High right hip. High left shoulder. Right calf sticking out farther than left. I have similar asymmetry issues to the point of constructing separate L & R pattern pieces (in pants especially)--thank heavens we can sew and arrive at good fit!

Gail said...

In a word, wow! This post is particularly useful for me as I've been asking my artist daughter to drawn a basic me that I can 'try on' clothes. She doesn't get the concept, now she will.

j.kaori said...

First, I love your red dress! Second, I love the idea of drawing a custom croquis --- and clearly it works for helping to identify styles that would be most flattering. Thank you for sharing this great idea.

lakaribane said...

You look like a million bucks!!!

Does that mean you'll do the My Image (photo 3) and the Japanese pattern (Photo 4) next? They look good to me...

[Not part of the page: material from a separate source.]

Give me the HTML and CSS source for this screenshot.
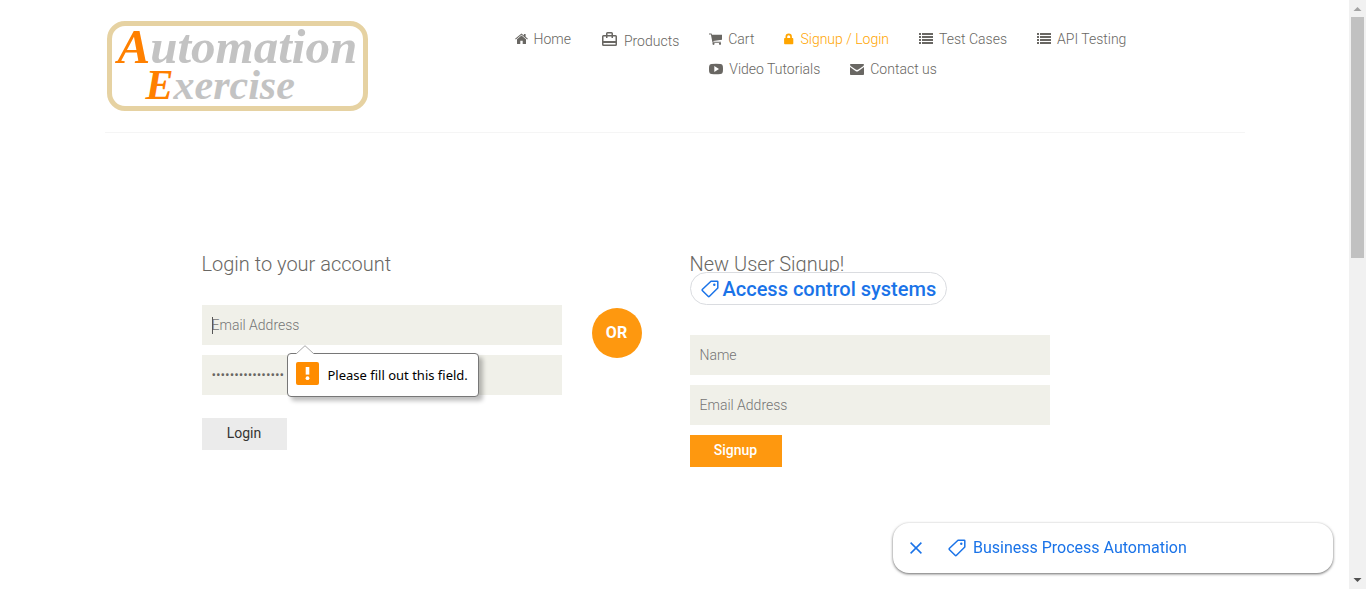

I need to do this. Seems like a mistake saver, LOL! Thanks for a great post.

Jules said...

I love your croquis! And very effective, as you picked a dress that is very flattering to you. Off to get hubby to take pictures. . .

claire said...

wow! your red dress looks amazing!

Tia Dia said...

This dress is one of the ones I've broken my back tracing in the last couple of weeks. I love the croquis idea - I remember reading the Threads article and my eyes glazing over because it got so (I thought) technical. But after seeing yours and the sketches this may be something that I should really do. I agree - it may save a lot of wadders!

Lynne said...

What a fabulous idea! I am so inspired to do my own body double for sketching! Thanks for sharing your experience. LOVE the dress, too.

Ginette said...

I'm not a sewer myself :-( I'm a native Spanish speaker Translator ;-) I've compiled a huge list of translated terms that maybe will be of any assistance to Patrones magazine readers? Check the list out, hope you find it useful!

Kim Czariki said...

1st ok 2nd & 3rd awful 4th & 5th both look very flattering 5th the one you chose has a little sexy flare to it. Very good idea. Dress turned out exactly like your sketch. Good job.